卷帘门街指的是店铺纷纷倒闭的萧条地段。从前的下吉田很热闹,武田百合子常开车去购物。这一刻,我恍然意识到,毕竟书中鲜活的街道和人,和现在隔了将近六十年。不变的是人的和善。大妈最后硬是让我们把吐司带上,说可以火车上吃,又说,我们今天太忙了,没有人手带你们去山庄。
加油站的生意比我最初以为的要好,和我们交谈的十几分钟里,不断有人来加油,又有邻居来观赏昙花。邻居离开时,大妈剪了几枝海棠花让人带走。

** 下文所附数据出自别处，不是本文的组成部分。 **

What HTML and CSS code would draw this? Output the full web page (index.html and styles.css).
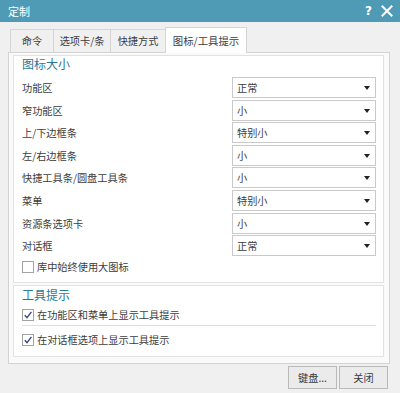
FILE: index.html
```html
<!DOCTYPE html>
<html lang="zh-CN">
<head>
<meta charset="utf-8">
<title>定制</title>
<link rel="stylesheet" href="styles.css">
</head>
<body>
<div class="window">
  <div class="titlebar">
    <span class="title">定制</span>
    <span class="title-btns"><span class="help">?</span><svg class="close" width="12" height="12" viewBox="0 0 12 12"><path d="M1.5 1.5 L10.5 10.5 M10.5 1.5 L1.5 10.5" stroke="#fff" stroke-width="2" stroke-linecap="square"/></svg></span>
  </div>
  <div class="tabs">
    <div class="tab t1">命令</div>
    <div class="tab t2">选项卡/条</div>
    <div class="tab t3">快捷方式</div>
    <div class="tab active t4">图标/工具提示</div>
  </div>
  <div class="panel">
    <div class="group g1">
      <div class="heading">图标大小</div>
      <div class="rows">
        <div class="row"><span class="label">功能区</span><div class="select">正常<i class="arrow"></i></div></div>
        <div class="row"><span class="label">窄功能区</span><div class="select">小<i class="arrow"></i></div></div>
        <div class="row"><span class="label">上/下边框条</span><div class="select">特别小<i class="arrow"></i></div></div>
        <div class="row"><span class="label">左/右边框条</span><div class="select">小<i class="arrow"></i></div></div>
        <div class="row"><span class="label">快捷工具条/圆盘工具条</span><div class="select">小<i class="arrow"></i></div></div>
        <div class="row"><span class="label">菜单</span><div class="select">特别小<i class="arrow"></i></div></div>
        <div class="row"><span class="label">资源条选项卡</span><div class="select">小<i class="arrow"></i></div></div>
        <div class="row"><span class="label">对话框</span><div class="select">正常<i class="arrow"></i></div></div>
      </div>
      <div class="check c-big"><span class="box"></span><span>库中始终使用大图标</span></div>
    </div>
    <div class="group g2">
      <div class="heading">工具提示</div>
      <div class="check c1"><span class="box"><svg width="10" height="10" viewBox="0 0 10 10"><path d="M1.8 5.2 L4 7.6 L8.4 1.8" fill="none" stroke="#34498a" stroke-width="1.4"/></svg></span><span>在功能区和菜单上显示工具提示</span></div>
      <div class="sep"></div>
      <div class="check c2"><span class="box"><svg width="10" height="10" viewBox="0 0 10 10"><path d="M1.8 5.2 L4 7.6 L8.4 1.8" fill="none" stroke="#34498a" stroke-width="1.4"/></svg></span><span>在对话框选项上显示工具提示</span></div>
    </div>
  </div>
  <div class="buttons">
    <div class="btn">键盘...</div>
    <div class="btn">关闭</div>
  </div>
</div>
</body>
</html>
```
FILE: styles.css
```css
html, body {
  margin: 0;
  padding: 0;
}
body {
  background: #f0f0f0;
  font-family: "Microsoft YaHei", "Noto Sans CJK SC", "Noto Sans", sans-serif;
  color: #3c3c3c;
  font-size: 10.2px;
}
.window {
  width: 400px;
  height: 393px;
  background: #f0f0f0;
  overflow: hidden;
}
.titlebar {
  height: 22px;
  background: #4f9bb6;
  display: flex;
  align-items: center;
  justify-content: space-between;
  padding: 0 7px 0 8px;
  color: #fff;
}
.title {
  font-size: 11px;
  line-height: 22px;
}
.title-btns {
  display: flex;
  align-items: center;
  gap: 9px;
}
.help {
  font-family: "DejaVu Sans", sans-serif;
  font-weight: bold;
  font-size: 12px;
  line-height: 22px;
}
.close {
  display: block;
}
.tabs {
  height: 30px;
  display: flex;
  align-items: flex-end;
  padding-left: 10px;
}
.tab {
  height: 22px;
  line-height: 22px;
  border: 1px solid #d5d5d5;
  border-bottom: none;
  border-right: none;
  background: #f0f0f0;
  text-align: center;
  font-size: 10.2px;
  color: #3c3c3c;
  box-sizing: content-box;
}
.t1 { width: 42px; }
.t2 { width: 56px; }
.t3 { width: 54px; }
.tab.active {
  width: 80px;
  height: 25px;
  line-height: 25px;
  background: #fff;
  border-right: 1px solid #d5d5d5;
  margin-bottom: -1px;
  position: relative;
  z-index: 1;
  font-size: 10.4px;
}
.panel {
  margin-left: 8px;
  width: 382px;
  box-sizing: border-box;
  border: 1px solid #d3d3d3;
  background: #fafafa;
  padding: 2px 5px 6px 4px;
  display: flex;
  flex-direction: column;
  gap: 2px;
}
.group {
  background: #fff;
  border: 1px solid #e2e2e2;
  padding: 0 7px 0 8px;
  display: flex;
  flex-direction: column;
}
.g1 {
  padding-bottom: 6px;
}
.g2 {
  padding-top: 1px;
  padding-bottom: 7px;
}
.heading {
  font-size: 12px;
  line-height: 15px;
  color: #2b7896;
}
.rows {
  margin-top: 6px;
  display: flex;
  flex-direction: column;
  gap: 1.6px;
}
.row {
  height: 21px;
  display: flex;
  align-items: center;
  justify-content: space-between;
}
.label {
  line-height: 21px;
}
.select {
  width: 144px;
  height: 21px;
  box-sizing: border-box;
  border: 1px solid #c9c9c9;
  background: #fff;
  padding-left: 4px;
  line-height: 19px;
  display: flex;
  align-items: center;
  justify-content: space-between;
  padding-right: 5px;
}
.arrow {
  width: 0;
  height: 0;
  border-left: 3.5px solid transparent;
  border-right: 3.5px solid transparent;
  border-top: 4px solid #222;
  margin-top: 1px;
}
.check {
  height: 18px;
  display: flex;
  align-items: center;
  gap: 3px;
}
.c-big { margin-top: 1.8px; }
.c1 { margin-top: 4px; }
.c2 { margin-top: 5px; }
.box {
  width: 10px;
  height: 10px;
  border: 1px solid #a3a3a3;
  background: #fff;
  display: flex;
  align-items: center;
  justify-content: center;
  flex: none;
}
.box svg { display: block; }
.sep {
  margin-top: 1px;
  height: 1px;
  background: #e0e0e0;
}
.buttons {
  display: flex;
  justify-content: flex-end;
  gap: 2px;
  padding-right: 12px;
  margin-top: 2px;
}
.btn {
  width: 49px;
  height: 23px;
  box-sizing: border-box;
  border: 1px solid #b9b9b9;
  background: #ebebeb;
  text-align: center;
  line-height: 21px;
  font-size: 10.2px;
  color: #3c3c3c;
}
```
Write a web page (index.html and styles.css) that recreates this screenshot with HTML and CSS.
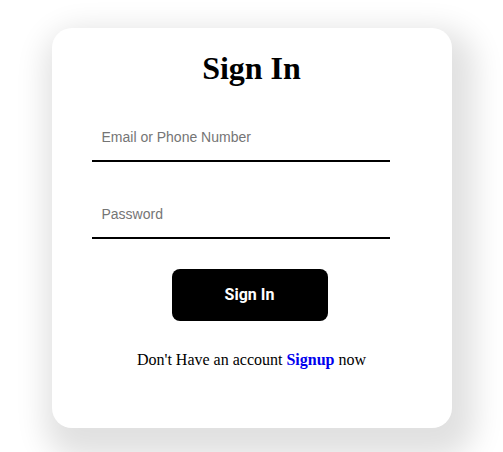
FILE: index.html
```html
<!DOCTYPE html>
<html>
<head>
<meta charset="utf-8">
<link rel="stylesheet" href="styles.css">
</head>
<body>
<div class="card">
  <h1 class="title">Sign In</h1>
  <form class="form">
    <input class="field" type="text" placeholder="Email or Phone Number">
    <input class="field field-pass" type="password" placeholder="Password">
    <button class="btn" type="button">Sign In</button>
  </form>
  <p class="footer">Don't Have an account <a class="link" href="#">Signup</a> now</p>
</div>
</body>
</html>
```

FILE: styles.css
```css
html {
  margin: 0;
  padding: 0;
  background: #ffffff;
}
body {
  margin: 0;
  padding: 28px 0 40px 0;
  font-family: "Liberation Serif", "Times New Roman", serif;
}
.card {
  width: 400px;
  height: 400px;
  box-sizing: border-box;
  margin: 0 auto;
  background: #fff;
  border-radius: 20px;
  box-shadow: 8px 16px 30px 15px rgba(0, 0, 0, 0.12);
  padding-top: 22px;
}
.title {
  margin: 0;
  text-align: center;
  font-size: 32px;
  font-weight: bold;
  line-height: 37px;
  color: #000;
}
.form {
  display: flex;
  flex-direction: column;
  align-items: flex-start;
  padding-left: 40px;
  margin-top: 30px;
}
.field {
  width: 298px;
  box-sizing: border-box;
  height: 45px;
  padding: 0 10px 4px 10px;
  border: none;
  border-bottom: 2px solid #000;
  outline: none;
  font-family: "Liberation Sans", Arial, sans-serif;
  font-size: 14px;
  color: #000;
  background: transparent;
}
.field::placeholder {
  color: #757575;
}
.field-pass {
  margin-top: 32px;
}
.btn {
  margin-top: 30px;
  margin-left: 80px;
  width: 156px;
  height: 52px;
  padding: 0 0 2px 0;
  border: none;
  border-radius: 8px;
  background: #000;
  color: #fff;
  font-family: Roboto, "Liberation Sans", sans-serif;
  font-weight: bold;
  font-size: 16px;
  cursor: pointer;
}
.footer {
  margin: 30px 0 0 0;
  text-align: center;
  font-size: 16px;
  color: #000;
}
.link {
  color: #0000ee;
  font-weight: bold;
  text-decoration: none;
}
```
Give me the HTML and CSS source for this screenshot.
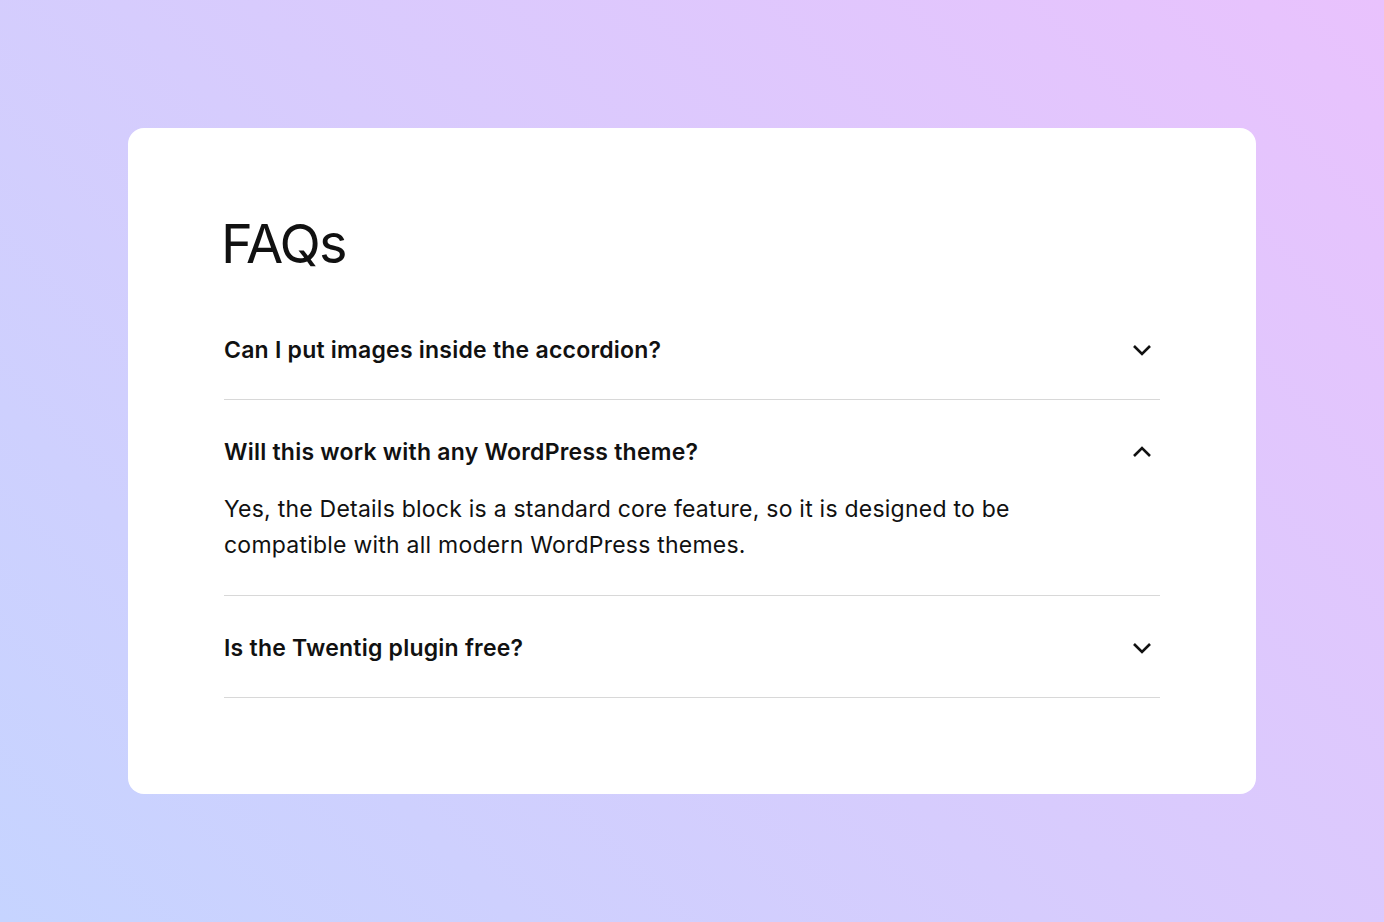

“这回没有关东煮,摆着带有‘双叶的肉包’广告的蒸笼,在卖肉包和豆沙包。店里的人都让我们吃包子。看来学校放假,两个女儿在干活。大叔出来了,不好意思地说:‘大年夜我太得意了。我在反省。’他的脸是刚去过理发店的模样。”(《富士日记》1966.1.3)
直到道别,我也不好意思问,大妈究竟是两个女儿中的哪一个。文中的“大叔”是她的父亲,想来早已过世。写下这些文字的人也走了,留下从前的世界的光影,给后来者注视。